Replied By: leighiam on Nov 26, 2014, 10:03AM
Not my fault, he looked like any other guy.  I remember the pain and devastation I experienced when he left me for some ditz (come one, I don't really have to totally take the high road, do I?) that he was seeing for months before he left and before I had a clue.   I was probably crazed for a good year after it happened.  

The best advice I got:   Put all that stuff; the anger, the hurt, the bargaining for martydom,  on the shelf when you go out and leave it there.  If you want it, it will be there for you when you get home but do not carry it with you.  

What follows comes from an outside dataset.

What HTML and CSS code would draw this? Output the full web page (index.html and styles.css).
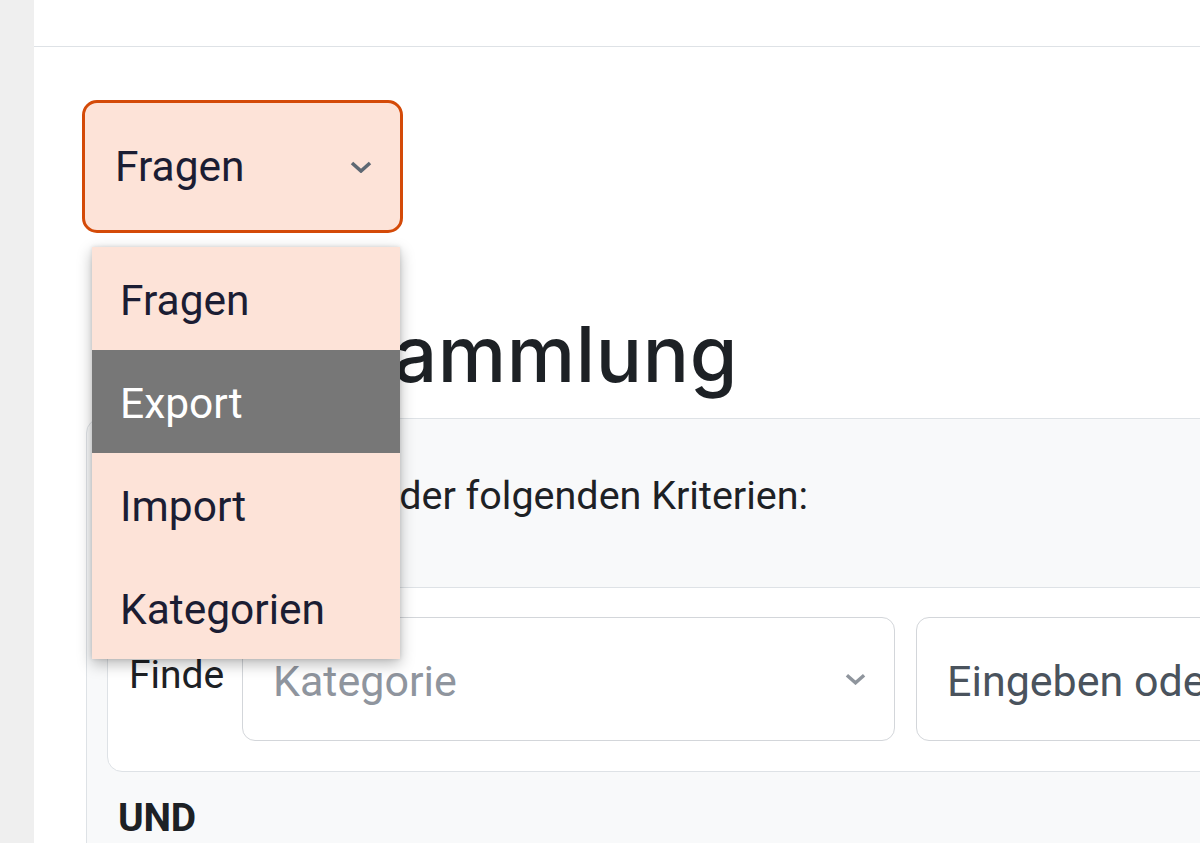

There are some platitudes that carried me through -- One, you never lose anything that it truly yours. Two, living well is the best revenge, Three, what goes around, comes around --  and like the song says, I want to be around to pick up the pieces when somebody breaks your heart.  I do not think it is my job to punish or in any way interfere with his life -- but gee, I would love to hear when he gets his due.

Something that I felt strongly that I have not heard you mention on the show is that when someone betrays you -- really betrays you, it does more than end the relationship,  it negates the relationship that you had -- because how could it have been what you thought if he/she would do you like that?


Truly I had to just stop thinking about it because there are no answers that would make sense to me.


Sometime the love of your life is a dick.









 
Replied By: mike76 on Nov 2, 2014, 11:39PM
Please forgive me for possibly posting in the wrong place and if you don't mind, point me in the right direction. In the meantime, I need some help and/or encouragement from honest good people that have only the best intentions.....           I was cheated on. Its been 2 years ago and we have both been doing all we can to make it work. My love for her and her 3 children has never waivered and its still as strong as it has ever been. We both know she made a mistake and I know it bothers her badly knowing what she has done to me. I really do believe that I forgive her. The issue is, I have reminders nearly every day. There is always a show, picture, song, car, comment or name that reminds me of it. Again, I love and want her by my side until my last days..... I just don't know what to do. Thank you in advance.
 
Replied By: minhiding on Oct 26, 2014, 3:56PM
I've known him for over 10 years.  Met online.  Were just friends at first, then it turned into something more. 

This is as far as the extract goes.